PROVIDED DATA:
= = = = =
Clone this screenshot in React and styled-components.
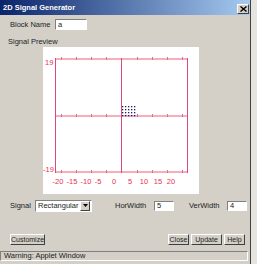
= = = = =
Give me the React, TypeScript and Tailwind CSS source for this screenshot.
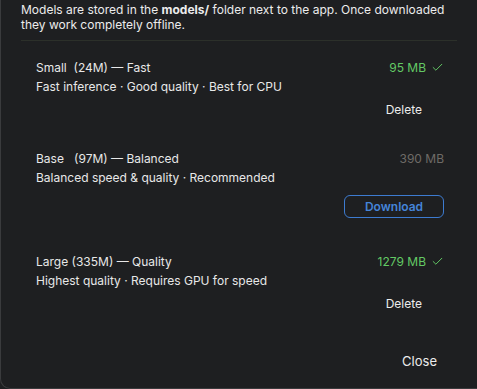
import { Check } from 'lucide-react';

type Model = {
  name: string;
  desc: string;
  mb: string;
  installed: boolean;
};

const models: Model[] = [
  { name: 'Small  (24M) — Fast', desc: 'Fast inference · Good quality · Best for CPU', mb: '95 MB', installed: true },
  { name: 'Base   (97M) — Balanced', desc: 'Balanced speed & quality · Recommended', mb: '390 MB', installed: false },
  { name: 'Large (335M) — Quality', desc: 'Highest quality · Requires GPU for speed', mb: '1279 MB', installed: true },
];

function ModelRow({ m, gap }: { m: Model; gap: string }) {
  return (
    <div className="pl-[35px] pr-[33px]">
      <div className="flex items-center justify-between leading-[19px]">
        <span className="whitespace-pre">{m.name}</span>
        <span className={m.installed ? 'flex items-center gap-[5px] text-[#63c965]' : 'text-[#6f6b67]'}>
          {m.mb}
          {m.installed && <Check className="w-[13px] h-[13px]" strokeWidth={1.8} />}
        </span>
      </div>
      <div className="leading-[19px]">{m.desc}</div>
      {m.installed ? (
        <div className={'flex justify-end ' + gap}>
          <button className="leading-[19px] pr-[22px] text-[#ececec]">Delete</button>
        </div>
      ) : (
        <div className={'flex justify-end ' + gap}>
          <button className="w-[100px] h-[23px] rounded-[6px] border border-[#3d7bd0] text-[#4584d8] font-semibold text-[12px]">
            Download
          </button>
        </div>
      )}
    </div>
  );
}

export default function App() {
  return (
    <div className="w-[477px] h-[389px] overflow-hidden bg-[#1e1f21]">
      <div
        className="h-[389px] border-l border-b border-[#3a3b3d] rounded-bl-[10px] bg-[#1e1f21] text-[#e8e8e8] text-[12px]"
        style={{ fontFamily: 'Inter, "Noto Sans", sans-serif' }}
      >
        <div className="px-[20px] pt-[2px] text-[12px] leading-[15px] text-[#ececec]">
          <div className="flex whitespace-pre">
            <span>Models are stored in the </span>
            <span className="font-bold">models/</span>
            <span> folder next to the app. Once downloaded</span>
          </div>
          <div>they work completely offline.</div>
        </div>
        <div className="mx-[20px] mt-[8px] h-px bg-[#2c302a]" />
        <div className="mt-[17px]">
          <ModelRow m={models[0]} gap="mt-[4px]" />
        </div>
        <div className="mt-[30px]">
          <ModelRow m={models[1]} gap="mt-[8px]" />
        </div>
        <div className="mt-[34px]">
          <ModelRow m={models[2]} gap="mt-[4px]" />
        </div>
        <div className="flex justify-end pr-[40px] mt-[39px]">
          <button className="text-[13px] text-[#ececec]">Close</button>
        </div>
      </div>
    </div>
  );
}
= = = = =
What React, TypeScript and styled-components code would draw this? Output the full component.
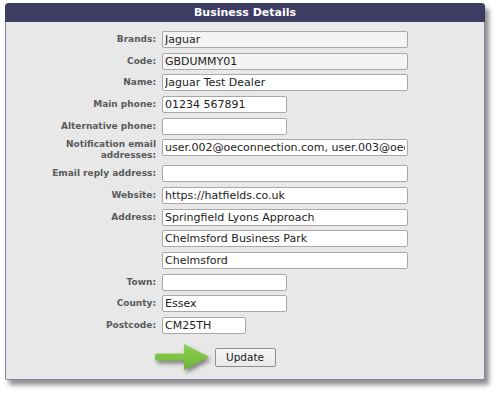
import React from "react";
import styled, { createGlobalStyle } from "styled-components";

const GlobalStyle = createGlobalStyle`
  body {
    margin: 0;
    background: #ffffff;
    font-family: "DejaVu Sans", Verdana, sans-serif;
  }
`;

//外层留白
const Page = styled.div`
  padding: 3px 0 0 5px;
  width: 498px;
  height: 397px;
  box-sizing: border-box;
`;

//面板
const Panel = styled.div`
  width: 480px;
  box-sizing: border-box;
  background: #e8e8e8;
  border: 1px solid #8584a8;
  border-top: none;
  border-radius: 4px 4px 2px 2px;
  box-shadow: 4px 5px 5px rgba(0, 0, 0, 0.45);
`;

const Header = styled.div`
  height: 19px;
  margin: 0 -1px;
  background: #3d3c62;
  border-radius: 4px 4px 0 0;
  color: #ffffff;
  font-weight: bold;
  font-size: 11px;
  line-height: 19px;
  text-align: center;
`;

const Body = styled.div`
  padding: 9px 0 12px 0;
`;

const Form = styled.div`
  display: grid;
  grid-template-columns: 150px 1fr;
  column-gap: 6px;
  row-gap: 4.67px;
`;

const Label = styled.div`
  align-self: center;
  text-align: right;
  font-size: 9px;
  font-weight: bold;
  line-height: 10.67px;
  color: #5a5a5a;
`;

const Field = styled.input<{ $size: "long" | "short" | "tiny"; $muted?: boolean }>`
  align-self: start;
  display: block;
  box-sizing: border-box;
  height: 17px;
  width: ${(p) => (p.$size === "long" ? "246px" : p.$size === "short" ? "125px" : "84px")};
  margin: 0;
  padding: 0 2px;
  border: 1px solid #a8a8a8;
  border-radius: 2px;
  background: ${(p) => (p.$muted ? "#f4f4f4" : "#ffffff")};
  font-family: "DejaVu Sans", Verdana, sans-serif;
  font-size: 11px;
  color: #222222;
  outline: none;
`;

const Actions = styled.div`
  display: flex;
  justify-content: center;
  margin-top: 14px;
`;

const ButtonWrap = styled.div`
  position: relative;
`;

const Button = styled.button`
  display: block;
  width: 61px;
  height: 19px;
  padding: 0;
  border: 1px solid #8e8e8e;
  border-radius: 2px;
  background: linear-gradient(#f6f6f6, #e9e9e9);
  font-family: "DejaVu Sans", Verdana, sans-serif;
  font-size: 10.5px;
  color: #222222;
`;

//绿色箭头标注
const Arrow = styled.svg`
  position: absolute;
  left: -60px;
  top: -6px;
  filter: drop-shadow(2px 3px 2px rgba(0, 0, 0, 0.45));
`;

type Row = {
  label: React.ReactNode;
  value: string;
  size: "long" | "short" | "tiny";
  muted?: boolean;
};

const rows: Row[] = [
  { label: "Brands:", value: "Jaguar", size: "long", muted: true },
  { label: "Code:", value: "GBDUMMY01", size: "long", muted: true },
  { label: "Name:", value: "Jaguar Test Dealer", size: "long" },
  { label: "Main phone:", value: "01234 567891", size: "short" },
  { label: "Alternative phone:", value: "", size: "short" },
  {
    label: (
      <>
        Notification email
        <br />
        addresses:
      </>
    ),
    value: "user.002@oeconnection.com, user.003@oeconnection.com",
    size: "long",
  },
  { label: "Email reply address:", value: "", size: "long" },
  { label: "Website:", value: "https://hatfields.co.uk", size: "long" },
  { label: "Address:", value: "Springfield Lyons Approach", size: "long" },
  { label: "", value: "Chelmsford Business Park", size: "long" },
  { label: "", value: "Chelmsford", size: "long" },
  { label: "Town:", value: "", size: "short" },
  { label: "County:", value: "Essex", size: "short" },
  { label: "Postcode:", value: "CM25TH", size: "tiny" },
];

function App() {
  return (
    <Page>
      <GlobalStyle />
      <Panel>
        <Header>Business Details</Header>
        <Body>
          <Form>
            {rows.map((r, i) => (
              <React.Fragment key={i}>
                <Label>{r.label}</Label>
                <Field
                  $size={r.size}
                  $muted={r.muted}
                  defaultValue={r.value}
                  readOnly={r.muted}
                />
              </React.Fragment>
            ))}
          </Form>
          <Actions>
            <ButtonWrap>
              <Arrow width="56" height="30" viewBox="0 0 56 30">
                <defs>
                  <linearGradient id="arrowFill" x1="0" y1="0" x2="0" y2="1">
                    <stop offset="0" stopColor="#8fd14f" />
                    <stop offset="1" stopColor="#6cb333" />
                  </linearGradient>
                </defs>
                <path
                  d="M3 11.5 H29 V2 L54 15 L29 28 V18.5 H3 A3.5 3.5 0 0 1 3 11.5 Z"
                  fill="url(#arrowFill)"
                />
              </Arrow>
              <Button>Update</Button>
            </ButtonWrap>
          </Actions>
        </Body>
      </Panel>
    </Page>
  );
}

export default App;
= = = = =
TASK DETAILS:
The lines to collect are those holding the string "TypeScript"; copy them all.

OUTPUT OF THE TASK:
Give me the React, TypeScript and Tailwind CSS source for this screenshot.
What React, TypeScript and styled-components code would draw this? Output the full component.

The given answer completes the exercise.